El primero en formular este principio fue el cosmólogo Brandon Carter, en una hoy célebre conferencia de 1974 ante la Unión Astronómica Internacional. Carter llamó la atención sobre lo que llamaba un conjunto de asombrosas «coincidencias» en las constantes universales, como la constante de Planck o la constante gravitatoria. Resulta que una variación infinitesimal en el valor de cualquiera de esas constantes habría conducido a un universo muy distinto del nuestro, y radicalmente inhóspito para la vida.

Después de Carter se ha ampliado notablemente la lista de tales «coincidencias» o «felices casualidades»: las masas relativas de las partículas subatómicas; la concreta velocidad de expansión del universo en las primeras fracciones de segundo después del Big Bang; las concretas magnitudes de las fuerzas débil y fuerte en el núcleo atómico, y de la fuerza electromagnética… Hoy los científicos comprenden que una minúscula alteración de estas magnitudes y relaciones, o de otras varias (en muchos casos bastaría con que fuera de una millonésima), habría hecho descarrilar la serie de acontecimientos que siguió al inicio del universo. Según cómo se juegue con esas magnitudes, se puede llegar a un universo sin estrellas o a ningún «universo» en absoluto.
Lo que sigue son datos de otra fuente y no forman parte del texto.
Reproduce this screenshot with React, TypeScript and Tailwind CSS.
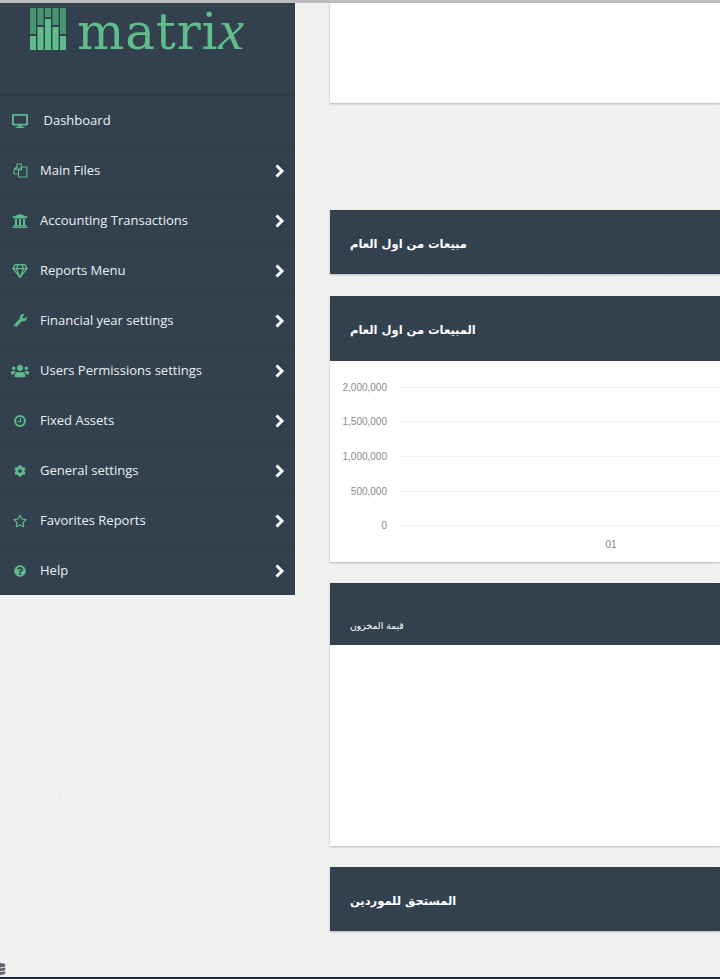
import type { ReactNode } from "react";
import { FaCog, FaDatabase, FaDesktop, FaRegGem, FaRegStar, FaQuestionCircle, FaUniversity, FaUsers, FaWrench } from "react-icons/fa";

function FilesIcon() {
  return (
    <svg width="15" height="15" viewBox="0 0 15 15" fill="none" stroke="currentColor" strokeWidth="1.1">
      <path d="M1 6.5 L4 3.5 V1 H8.5 V4" />
      <path d="M1 6.5 H4 V3.5 M1 6.5 V11 H5.5" />
      <path d="M5.5 6.5 L8.5 4 H13.8 V14 H5.5 Z" />
      <path d="M5.5 7 H8.5 V4" />
    </svg>
  );
}

function ClockIcon() {
  return (
    <svg width="12" height="12" viewBox="0 0 12 12" fill="none" stroke="currentColor">
      <circle cx="6" cy="6" r="4.9" strokeWidth="2" />
      <path d="M6.5 3 V6.5 H3.5" strokeWidth="1.2" />
    </svg>
  );
}

function Chevron() {
  return (
    <svg className="mr-[10px]" width="11" height="14" viewBox="0 0 11 14" fill="none" stroke="#fff" strokeWidth="3">
      <path d="M2.5 1.5 L8 7 L2.5 12.5" />
    </svg>
  );
}

const menuItems: { label: string; icon: ReactNode }[] = [
  { label: "Main Files", icon: <FilesIcon /> },
  { label: "Accounting Transactions", icon: <FaUniversity className="h-4 w-4" /> },
  { label: "Reports Menu", icon: <FaRegGem className="h-4 w-4" /> },
  { label: "Financial year settings", icon: <FaWrench className="h-[13px] w-[13px]" /> },
  { label: "Users Permissions settings", icon: <FaUsers className="h-[18px] w-[18px]" /> },
  { label: "Fixed Assets", icon: <ClockIcon /> },
  { label: "General settings", icon: <FaCog className="h-3 w-3" /> },
  { label: "Favorites Reports", icon: <FaRegStar className="h-[14px] w-[14px]" /> },
  { label: "Help", icon: <FaQuestionCircle className="h-3 w-3" /> },
];

const logoBars = [
  { x: 30, split: 32 },
  { x: 37.5, split: 23 },
  { x: 45, split: 15 },
  { x: 52.5, split: 23 },
  { x: 60, split: 32 },
];

const arabicFont = "font-['DejaVu_Sans',sans-serif]";

function Logo() {
  return (
    <div className="relative h-[93px] border-b border-[#2d3a46]">
      <svg className="absolute left-0 top-0" width="70" height="50" viewBox="0 0 70 50">
        {logoBars.map((bar) => (
          <g key={bar.x}>
            <rect x={bar.x} y="5" width="6" height={bar.split - 6} fill="#479473" />
            <rect x={bar.x} y={bar.split + 1} width="6" height={46 - bar.split} fill="#5fbd8b" />
          </g>
        ))}
      </svg>
      <div className="absolute left-[77px] top-[-2px] whitespace-nowrap font-['DejaVu_Serif',serif] text-[50px] leading-[58px] tracking-[0.8px] text-[#5fbd8b]">
        matri
        <span className="font-['Liberation_Serif',serif] text-[58px] italic leading-[58px]">x</span>
      </div>
    </div>
  );
}

function MenuRow({ label, icon, arrow = true, indent }: { label: string; icon: ReactNode; arrow?: boolean; indent?: boolean }) {
  return (
    <div className="flex h-[50px] items-center border-b border-[#2f3c48] last:h-[49px] last:border-b-0">
      <span className="flex w-10 shrink-0 justify-center text-[#5cb98b]">{icon}</span>
      <span className={`flex-1 text-[13px] text-[#eceff1] ${indent ? "pl-[3.5px]" : ""}`}>{label}</span>
      {arrow && <Chevron />}
    </div>
  );
}

function PanelHeader({ title, tall }: { title: string; tall?: boolean }) {
  return (
    <div className={`flex items-center bg-[#33414f] pl-5 ${tall ? "h-[65px] pt-1" : "h-[64px] pt-[6px]"}`}>
      <h3 dir="rtl" className={`${arabicFont} text-[11.5px] font-bold text-white`}>
        {title}
      </h3>
    </div>
  );
}

function SalesChart() {
  const ticks = [
    { label: "2,000,000", y: 387 },
    { label: "1,500,000", y: 421 },
    { label: "1,000,000", y: 456 },
    { label: "500,000", y: 491 },
    { label: "0", y: 525 },
  ];
  return (
    <svg width="390" height="201" viewBox="0 361 390 201" className="block">
      {ticks.map((tick) => (
        <g key={tick.label}>
          <line x1="70" x2="390" y1={tick.y + 0.5} y2={tick.y + 0.5} stroke="#f1f1f1" />
          <text x="57" y={tick.y + 4} textAnchor="end" fontSize="10" fill="#8a8a8a" fontFamily="Liberation Sans, sans-serif">
            {tick.label}
          </text>
        </g>
      ))}
      <text x="281" y="548" textAnchor="middle" fontSize="10" fill="#7c8698" fontFamily="Liberation Sans, sans-serif">
        01
      </text>
    </svg>
  );
}

const cardShadow = "shadow-[0_1px_2px_rgba(0,0,0,0.25)]";

export default function App() {
  return (
    <div className="relative flex h-[979px] w-[720px] flex-col overflow-hidden bg-[#f1f1f0] bg-[radial-gradient(circle,rgba(0,0,0,0.08)_0.6px,transparent_1px),radial-gradient(circle,rgba(0,0,0,0.04)_0.7px,transparent_1.2px)] bg-[length:97px_83px,61px_47px] bg-[position:11px_7px,29px_19px] font-['Open_Sans',sans-serif]">
      <div className="h-[3px] shrink-0 bg-[#bdbdbd]" />

      <div className="flex min-h-0 flex-1 items-start">
        <aside className="w-[295px] shrink-0 bg-[#33414f]">
          <Logo />
          <MenuRow label="Dashboard" icon={<FaDesktop className="h-4 w-4" />} arrow={false} indent />
          {menuItems.map((item) => (
            <MenuRow key={item.label} {...item} />
          ))}
        </aside>

        <main className="ml-[35px] flex w-[390px] shrink-0 flex-col">
          <div className={`h-[100px] bg-white ${cardShadow}`} />

          <div className={`mt-[107px] ${cardShadow}`}>
            <PanelHeader title="مبيعات من اول العام" />
          </div>

          <div className={`mt-[22px] bg-white ${cardShadow}`}>
            <PanelHeader title="المبيعات من اول العام" tall />
            <SalesChart />
          </div>

          <div className={`mt-[21px] bg-white ${cardShadow}`}>
            <div className="flex h-[62px] items-end bg-[#33414f] pb-[12px] pl-5">
              <h3 dir="rtl" className={`${arabicFont} text-[9.3px] text-white`}>
                قيمة المخزون
              </h3>
            </div>
            <div className="h-[201px]" />
          </div>

          <div className={`mt-[21px] ${cardShadow}`}>
            <PanelHeader title="المستحق للموردين" />
          </div>
        </main>
      </div>

      <FaDatabase className="absolute bottom-[4px] left-[-6px] h-3 w-3 text-[#5d6670]" />
      <div className="h-[2px] shrink-0 bg-[#17293a]" />
    </div>
  );
}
E incluso la menor variación de una sola de esas magnitudes, según la mayoría de los científicos actuales, habría hecho imposible que surgiera la vida.
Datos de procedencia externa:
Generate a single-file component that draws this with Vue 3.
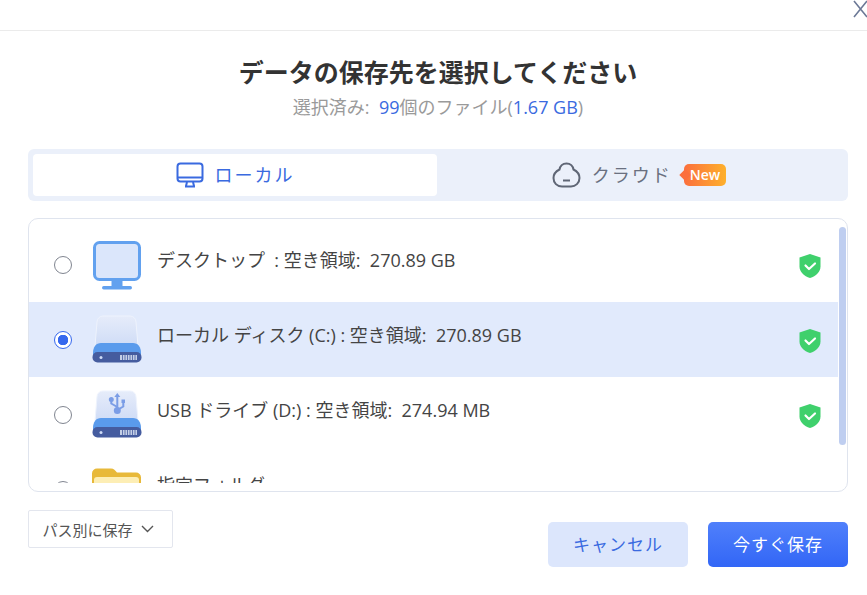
<script setup>
const rows = [
  { id: 'desk', icon: 'desk', label: 'デスクトップ\u00a0\u00a0: 空き領域:\u00a0\u00a0270.89 GB', shield: true },
  { id: 'c', icon: 'disk', label: 'ローカル ディスク (C:) : 空き領域:\u00a0\u00a0270.89 GB', shield: true, selected: true },
  { id: 'usb', icon: 'usb', label: 'USB ドライブ (D:) : 空き領域:\u00a0\u00a0274.94 MB', shield: true },
  { id: 'folder', icon: 'folder', label: '指定フォルダ', shield: false },
]
</script>

<template>
  <div class="page">
    <header class="topbar">
      <svg class="close" width="16" height="20" viewBox="0 0 16 20"><path d="M2 1l13 16M15 1L2 17" fill="none" stroke="#6b7896" stroke-width="1.6"/></svg>
    </header>

    <h1 class="title">データの保存先を選択してください</h1>
    <p class="sub">選択済み:&nbsp;&nbsp;<span class="blue">99</span>個のファイル(<span class="blue">1.67 GB</span>)</p>

    <div class="tabs">
      <div class="tab active">
        <svg width="28" height="26" viewBox="0 0 28 26" fill="none" stroke="#3a6ae0" stroke-width="2">
          <rect x="1.500" y="1.500" width="25" height="18" rx="3"/>
          <path d="M1.500 15.500h25"/>
          <path d="M9 24.500h10M11 20l-1 4M17 20l1 4"/>
        </svg>
        <span>ローカル</span>
      </div>
      <div class="tab">
        <svg width="29" height="26" viewBox="0 0 29 26" fill="none" stroke="#5f6675" stroke-width="2">
          <path d="M14.500 1.500c4 0 6.500 2.800 7 6 3.500 1.800 6 4.800 6 8.500 0 5-4 8.500-8.500 8.500H10C5 24.500 1.500 21 1.500 16c0-3.700 2.500-6.700 6-8.500.5-3.200 3-6 7-6z"/>
          <path d="M11 18.500h7"/>
        </svg>
        <span>クラウド</span>
        <span class="badge">New</span>
      </div>
    </div>

    <div class="list">
      <div class="scroller">
        <div v-for="r in rows" :key="r.id" class="row" :class="{ selected: r.selected }">
          <span class="radio" :class="{ on: r.selected }"></span>

          <svg v-if="r.icon === 'desk'" class="dev" width="50" height="52" viewBox="0 0 50 52">
            <rect x="2.500" y="3.500" width="45" height="37" rx="5" fill="#dbe6fb" stroke="#62a1ef" stroke-width="3"/>
            <path d="M19.500 42h11v5h-11z" fill="#62a1ef"/>
            <rect x="10" y="47" width="30" height="3.500" rx="1.700" fill="#62a1ef"/>
          </svg>

          <svg v-else-if="r.icon === 'disk' || r.icon === 'usb'" class="dev" width="50" height="50" viewBox="0 0 50 50">
            <defs>
              <linearGradient :id="'body-' + r.id" x1="0" y1="0" x2="0" y2="1">
                <stop offset="0" stop-color="#e6ecfa"/>
                <stop offset="1" stop-color="#cfdcf6"/>
              </linearGradient>
            </defs>
            <path d="M11 1h27a6 6 0 0 1 6 6l2 24H3L5 7a6 6 0 0 1 6-6z" :fill="'url(#body-' + r.id + ')'" stroke="#eef3fd" stroke-width="1"/>
            <path d="M1 38c0-6 3-10 8-10h32c5 0 8 4 8 10v2H1z" fill="#5a9bec"/>
            <rect x="0.500" y="37" width="49" height="10.500" rx="5" fill="#455c9f"/>
            <circle cx="9" cy="42.500" r="1.500" fill="#cfdcf7"/>
            <path d="M28 40h17v5H28z" fill="#c4cfe6"/>
            <path d="M30.500 40v5M33 40v5M35.500 40v5M38 40v5M40.500 40v5M43 40v5" stroke="#455c9f" stroke-width=".8"/>
            <g v-if="r.icon === 'usb'" fill="none" stroke="#7b9de6" stroke-width="2">
              <path d="M25.300 6v15"/>
              <path d="M25.300 17l-6-3.500v-3M25.300 20l6-3.500v-4"/>
              <circle cx="25.300" cy="20.500" r="2.500" fill="#7b9de6"/>
              <circle cx="19.300" cy="9.500" r="1.500" fill="#7b9de6"/>
              <path d="M29.500 9.500h3.500v3.500h-3.500z" fill="#7b9de6" stroke="none"/>
              <path d="M25.300 3l-3 4h6z" fill="#7b9de6" stroke="none"/>
            </g>
          </svg>

          <svg v-else class="dev" width="50" height="50" viewBox="0 0 50 50">
            <path d="M0 8.500a5 5 0 0 1 5-5h14c3 0 4 2 6 4h19a5 5 0 0 1 5 5v30H0z" fill="#e8b93a"/>
            <rect x="2" y="12" width="45" height="30" rx="3" fill="#fdeeb5"/>
          </svg>

          <span class="label">{{ r.label }}</span>

          <svg v-if="r.shield" class="shield" width="24" height="26" viewBox="0 0 24 26">
            <path d="M12 1l10.500 3.500v9c0 5.500-4.500 9.500-10.500 11.500C6 23 1.500 19 1.500 13.500v-9z" fill="#3fd06c"/>
            <path d="M7.500 12.500l3.500 3.500 6-5.500" fill="none" stroke="#fff" stroke-width="2.200" stroke-linecap="round" stroke-linejoin="round"/>
          </svg>
        </div>
      </div>
      <div class="track"><div class="thumb"></div></div>
    </div>

    <footer class="footer">
      <button class="mode">パス別に保存
        <svg width="13" height="8" viewBox="0 0 13 8"><path d="M1 1l5.500 5.500L12 1" fill="none" stroke="#555" stroke-width="1.400"/></svg>
      </button>
      <div class="actions">
        <button class="btn cancel">キャンセル</button>
        <button class="btn save">今すぐ保存</button>
      </div>
    </footer>
  </div>
</template>

<style scoped>
.page {
  width: 867px;
  height: 595px;
  box-sizing: border-box;
  padding: 0 19px 0 28px;
  background: #fff;
  font-family: "Open Sans", "Noto Sans CJK JP", sans-serif;
  color: #3c3c3c;
  overflow: hidden;
  position: relative;
}
.topbar {
  height: 30px;
  margin: 0 -19px 0 -28px;
  border-bottom: 1px solid #ebebeb;
}
.close { position: absolute; top: 0; right: -1px; }
.title {
  margin: 24px 0 0;
  height: 34px;
  line-height: 34px;
  text-align: center;
  font-size: 25px;
  font-weight: 700;
  color: #333;
}
.sub {
  margin: 5px 0 0;
  height: 26px;
  line-height: 26px;
  text-align: center;
  font-size: 18px;
  color: #9a9a9a;
}
.blue { color: #3a6ae0; }
.tabs {
  margin-top: 29px;
  height: 52px;
  box-sizing: border-box;
  padding: 5px;
  display: flex;
  background: #ebf0fa;
  border-radius: 6px;
}
.tab {
  flex: 1;
  display: flex;
  align-items: center;
  justify-content: center;
  gap: 11px;
  font-size: 18px;
  letter-spacing: 2px;
  color: #6a7080;
  border-radius: 4px;
}
.tab span:not(.badge) { position: relative; top: -1px; }
.tab.active {
  flex: 0 0 404px;
  background: #fff;
  color: #3a6ae0;
}
.badge {
  position: relative;
  margin: 0 2px 0 1px;
  padding: 0 6px;
  height: 22px;
  line-height: 22px;
  border-radius: 5px;
  background: linear-gradient(90deg, #fb6f3d, #feb02b);
  color: #fff;
  font-size: 14px;
  font-weight: 600;
  letter-spacing: 0;
}
.badge::before {
  content: "";
  position: absolute;
  left: -3px;
  top: 7px;
  width: 8px;
  height: 8px;
  background: #fb6f3d;
  transform: rotate(45deg);
}
.list {
  margin-top: 17px;
  height: 274px;
  box-sizing: border-box;
  padding: 8px 1px 8px 0;
  display: flex;
  border: 1px solid #dfe4ee;
  border-radius: 10px;
  overflow: hidden;
}
.scroller {
  flex: 1;
  overflow: hidden;
}
.row {
  height: 75px;
  box-sizing: border-box;
  display: flex;
  align-items: center;
  padding: 0 16px 0 25px;
  font-size: 18px;
  color: #444;
}
.row.selected { background: #e1eafc; }
.radio {
  width: 18px;
  height: 18px;
  box-sizing: border-box;
  border: 1px solid #808590;
  border-radius: 50%;
  background: #fff;
  flex: none;
}
.radio.on {
  border-color: #3568ee;
  background: radial-gradient(circle, #3568ee 0 5px, #fff 5.500px);
}
.dev { margin-left: 20px; flex: none; }
.label {
  margin-left: 15px;
  flex: 1;
  white-space: nowrap;
  position: relative;
  top: -6px;
}
.shield { flex: none; position: relative; top: 1px; }
.track {
  width: 7px;
  margin-left: 1px;
  flex: none;
}
.thumb {
  height: 218px;
  width: 7px;
  border-radius: 4px;
  background: #bfcef0;
}
.footer {
  margin-top: 18px;
  display: flex;
  justify-content: space-between;
  align-items: flex-start;
}
.mode {
  width: 145px;
  height: 38px;
  border: 1px solid #e3e6ee;
  border-radius: 2px;
  background: #fff;
  font: inherit;
  font-size: 15px;
  color: #555;
  display: flex;
  align-items: center;
  justify-content: center;
  gap: 8px;
  padding: 0 5px 0 0;
}
.actions {
  margin-top: 12px;
  display: flex;
  gap: 20px;
}
.btn {
  width: 140px;
  height: 45px;
  border: 0;
  border-radius: 5px;
  font: inherit;
  font-size: 17px;
  letter-spacing: 1px;
  padding: 0 0 3px;
}
.cancel { background: #dce6fc; color: #3a6ae0; }
.save { background: linear-gradient(180deg, #5080fb, #3266f6); color: #fff; }
</style>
(…) El principio antrópico invirtió la largamente aceptada interpretación de las dos revoluciones [copernicana y darwiniana], pues sugería que la humanidad, o al menos la vida, lejos de ser un curioso hecho secundario o accidente, parece ser el fin para el que el universo entero fue minuciosamente planeado, el centro lógico en función del cual se dispuso exquisita y rigurosamente una serie de magnitudes y relaciones físicas.
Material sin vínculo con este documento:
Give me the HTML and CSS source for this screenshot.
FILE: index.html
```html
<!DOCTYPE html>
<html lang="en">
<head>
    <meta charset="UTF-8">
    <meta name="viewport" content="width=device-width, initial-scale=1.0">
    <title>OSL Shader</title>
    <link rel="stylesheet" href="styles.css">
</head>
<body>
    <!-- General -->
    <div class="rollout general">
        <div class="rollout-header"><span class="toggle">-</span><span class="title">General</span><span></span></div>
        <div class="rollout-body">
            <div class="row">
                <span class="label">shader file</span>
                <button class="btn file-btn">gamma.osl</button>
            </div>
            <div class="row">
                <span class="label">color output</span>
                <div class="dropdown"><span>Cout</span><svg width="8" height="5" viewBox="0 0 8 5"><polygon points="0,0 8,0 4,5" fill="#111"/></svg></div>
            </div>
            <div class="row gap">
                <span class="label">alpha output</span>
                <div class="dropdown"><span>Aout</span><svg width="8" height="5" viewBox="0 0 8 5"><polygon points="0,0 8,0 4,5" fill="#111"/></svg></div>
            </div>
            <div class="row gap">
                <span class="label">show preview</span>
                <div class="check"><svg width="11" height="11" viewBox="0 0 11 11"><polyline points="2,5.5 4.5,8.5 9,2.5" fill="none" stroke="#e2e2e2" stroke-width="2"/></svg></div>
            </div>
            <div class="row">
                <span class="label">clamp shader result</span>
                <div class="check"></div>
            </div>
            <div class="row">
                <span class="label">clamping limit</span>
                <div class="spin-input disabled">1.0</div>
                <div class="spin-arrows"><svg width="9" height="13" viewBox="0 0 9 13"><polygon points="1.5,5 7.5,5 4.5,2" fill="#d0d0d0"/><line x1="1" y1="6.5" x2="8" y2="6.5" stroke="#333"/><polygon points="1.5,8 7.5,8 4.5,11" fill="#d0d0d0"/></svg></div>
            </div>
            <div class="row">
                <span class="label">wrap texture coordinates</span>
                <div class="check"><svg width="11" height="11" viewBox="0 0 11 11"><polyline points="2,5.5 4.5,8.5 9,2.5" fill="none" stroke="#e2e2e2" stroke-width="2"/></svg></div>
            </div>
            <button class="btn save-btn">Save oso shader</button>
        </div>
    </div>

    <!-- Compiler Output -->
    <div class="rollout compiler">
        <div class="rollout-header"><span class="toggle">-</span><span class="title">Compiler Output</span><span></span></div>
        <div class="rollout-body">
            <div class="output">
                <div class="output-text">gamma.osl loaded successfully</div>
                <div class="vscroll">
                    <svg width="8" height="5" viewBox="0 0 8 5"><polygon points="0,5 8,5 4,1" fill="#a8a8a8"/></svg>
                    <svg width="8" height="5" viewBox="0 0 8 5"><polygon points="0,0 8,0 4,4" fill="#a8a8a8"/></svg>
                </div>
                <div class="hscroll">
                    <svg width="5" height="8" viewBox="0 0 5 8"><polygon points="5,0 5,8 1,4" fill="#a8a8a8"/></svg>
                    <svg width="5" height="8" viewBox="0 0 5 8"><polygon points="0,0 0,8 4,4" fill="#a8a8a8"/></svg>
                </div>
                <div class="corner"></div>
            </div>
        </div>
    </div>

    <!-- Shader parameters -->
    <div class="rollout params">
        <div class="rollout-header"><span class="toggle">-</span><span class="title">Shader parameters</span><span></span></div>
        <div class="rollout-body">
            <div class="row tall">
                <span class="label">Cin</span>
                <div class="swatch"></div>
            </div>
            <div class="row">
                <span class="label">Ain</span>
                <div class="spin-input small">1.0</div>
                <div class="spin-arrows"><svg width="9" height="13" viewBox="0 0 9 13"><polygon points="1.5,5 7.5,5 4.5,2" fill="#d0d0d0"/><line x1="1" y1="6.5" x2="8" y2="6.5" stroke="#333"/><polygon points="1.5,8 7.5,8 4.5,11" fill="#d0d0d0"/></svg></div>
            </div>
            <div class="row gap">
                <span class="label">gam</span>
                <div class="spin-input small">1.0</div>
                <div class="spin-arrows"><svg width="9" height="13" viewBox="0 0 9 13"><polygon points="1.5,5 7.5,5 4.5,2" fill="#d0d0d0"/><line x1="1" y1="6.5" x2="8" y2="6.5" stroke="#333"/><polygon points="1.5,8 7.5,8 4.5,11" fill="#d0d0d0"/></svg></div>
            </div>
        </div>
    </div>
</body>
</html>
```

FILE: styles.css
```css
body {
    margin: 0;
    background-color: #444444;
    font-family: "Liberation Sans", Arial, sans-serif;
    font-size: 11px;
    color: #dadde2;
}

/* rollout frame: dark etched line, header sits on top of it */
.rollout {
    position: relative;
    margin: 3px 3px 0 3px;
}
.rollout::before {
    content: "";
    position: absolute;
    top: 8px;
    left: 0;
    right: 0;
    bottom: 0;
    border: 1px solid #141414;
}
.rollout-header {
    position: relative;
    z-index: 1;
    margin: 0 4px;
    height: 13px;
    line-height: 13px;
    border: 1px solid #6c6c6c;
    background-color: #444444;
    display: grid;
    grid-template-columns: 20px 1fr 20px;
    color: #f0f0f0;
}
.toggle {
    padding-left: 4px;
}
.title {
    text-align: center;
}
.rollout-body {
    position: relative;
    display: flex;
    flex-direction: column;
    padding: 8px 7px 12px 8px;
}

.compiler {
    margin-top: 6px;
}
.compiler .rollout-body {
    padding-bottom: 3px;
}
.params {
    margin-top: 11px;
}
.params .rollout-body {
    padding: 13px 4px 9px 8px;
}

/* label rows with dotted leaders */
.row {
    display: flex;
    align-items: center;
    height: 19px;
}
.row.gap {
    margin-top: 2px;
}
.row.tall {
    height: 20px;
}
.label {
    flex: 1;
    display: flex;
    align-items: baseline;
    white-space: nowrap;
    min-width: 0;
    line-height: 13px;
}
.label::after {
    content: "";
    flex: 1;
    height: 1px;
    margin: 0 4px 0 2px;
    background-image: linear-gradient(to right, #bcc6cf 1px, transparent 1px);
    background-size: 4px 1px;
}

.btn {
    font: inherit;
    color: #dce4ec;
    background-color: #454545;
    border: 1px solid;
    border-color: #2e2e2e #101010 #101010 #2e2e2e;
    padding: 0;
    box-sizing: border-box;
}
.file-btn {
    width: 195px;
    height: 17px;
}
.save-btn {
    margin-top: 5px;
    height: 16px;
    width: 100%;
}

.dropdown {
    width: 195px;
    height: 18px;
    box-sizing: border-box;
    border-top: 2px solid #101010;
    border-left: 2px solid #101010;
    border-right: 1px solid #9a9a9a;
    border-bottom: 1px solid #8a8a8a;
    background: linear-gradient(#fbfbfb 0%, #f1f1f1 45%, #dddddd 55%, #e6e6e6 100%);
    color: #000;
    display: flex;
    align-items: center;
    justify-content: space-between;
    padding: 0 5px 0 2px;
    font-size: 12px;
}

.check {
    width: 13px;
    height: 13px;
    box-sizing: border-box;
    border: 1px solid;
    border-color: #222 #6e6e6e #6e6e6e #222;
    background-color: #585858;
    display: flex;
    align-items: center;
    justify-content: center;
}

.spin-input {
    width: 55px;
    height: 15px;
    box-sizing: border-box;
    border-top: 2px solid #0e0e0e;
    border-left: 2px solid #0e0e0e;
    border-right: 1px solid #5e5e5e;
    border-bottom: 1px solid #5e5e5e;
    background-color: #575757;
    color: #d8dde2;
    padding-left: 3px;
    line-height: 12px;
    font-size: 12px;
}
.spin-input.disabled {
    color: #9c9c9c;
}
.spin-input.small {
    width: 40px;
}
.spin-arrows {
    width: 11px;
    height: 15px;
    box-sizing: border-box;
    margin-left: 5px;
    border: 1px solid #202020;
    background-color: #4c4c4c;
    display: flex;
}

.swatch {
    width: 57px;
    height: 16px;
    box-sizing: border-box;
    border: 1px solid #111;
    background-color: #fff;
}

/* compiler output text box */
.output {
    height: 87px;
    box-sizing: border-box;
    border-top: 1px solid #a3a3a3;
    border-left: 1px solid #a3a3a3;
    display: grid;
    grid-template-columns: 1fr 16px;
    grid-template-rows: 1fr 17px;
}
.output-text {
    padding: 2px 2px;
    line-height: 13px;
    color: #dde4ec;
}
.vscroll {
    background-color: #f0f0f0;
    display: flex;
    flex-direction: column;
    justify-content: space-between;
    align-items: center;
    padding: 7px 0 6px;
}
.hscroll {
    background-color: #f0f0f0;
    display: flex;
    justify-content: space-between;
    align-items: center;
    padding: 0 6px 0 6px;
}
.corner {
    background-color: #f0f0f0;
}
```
Digo «parece ser» a sabiendas. Evidentemente, sería temerario y lógicamente injustificable sostener que el principio antrópico constituye una prueba de la existencia de Dios. (…) Pero las investigaciones de la ciencia natural siempre han sugerido conjeturas sobre lo que podría haber más allá o por encima de ellas. Tales conjeturas han configurado poderosamente el pensamiento y la acción del hombre, inspirado enteros movimientos filosóficos y a veces aun influido en la vida de naciones enteras. La teoría de Darwin inspiró poderosamente una conjetura, la del ateísmo y del universo fortuito; la cosmología moderna y el principio antrópico parecen sugerir otra muy distinta. Lo menos que podemos decir es que la moderna conjetura atea -que pronto llegó a ser la conclusión y el dogma de la era moderna, la base de una serie de credos de este siglo, desde el comunismo al existencialismo o al positivismo lógico- era injustificada y precipitada.

(…) La reacción del establishment científico y filosófico a las objeciones que plantea la revolución antrópica ha sido curiosamente mezquina y sofística: una especie de escándalo intelectual. Una y otra vez, los científicos de ese ámbito han buscado cómo descartar esta nueva forma de entender el universo, en ocasiones con los argumentos más retorcidos y ridículos, y sus compañeros filósofos (…) casi unánimemente no la han tenido en cuenta.

(…) Después de adoctrinar a generaciones de estudiantes con el mito de las dos revoluciones (…), cabría esperar que la comunidad científica se detuviese a considerar con diligencia si la sencilla observación de Carter no daba al través con tales ideas. Pero la adhesión a priori al concepto ateo del universo fortuito ha mostrado ser tan fuerte en nuestra época, que ha movido a muchos científicos a correr en busca de argumentos lógicos, y a veces ilógicos, con que desechar el alud de indicios que amenaza refutarlo.

(…) El principio antrópico no dirime la cuestión: no es una prueba de la existencia de Dios. Pero mueve la balanza de las conjeturas: cambia de lado la carga de la prueba. (…) Aun si se tomara el principio antrópico como una ratificación definitiva del «argumento del orden» sobre la existencia de Dios, no por ello quedaría agotada la «cuestión de Dios». Argumentar que existe una inteligencia ordenadora detrás, por encima o dentro del universo no es lo mismo que sostener que existe un Dios providente y personal. Remedando a Pascal: el Dios del principio antrópico no es aún el Dios de Abraham, Isaac y Jacob. Quedan otras cuestiones espinosas -de las que la más obvia es quizá el problema del mal- que teólogos y filósofos han de resolver. Pero si el principio antrópico hubiese formado parte de la concepción científica y filosófica del mundo en el siglo XIX, el debate filosófico del siglo XX podría haber tenido un punto de partida muy distinto. Desde luego, hoy debería tenerlo.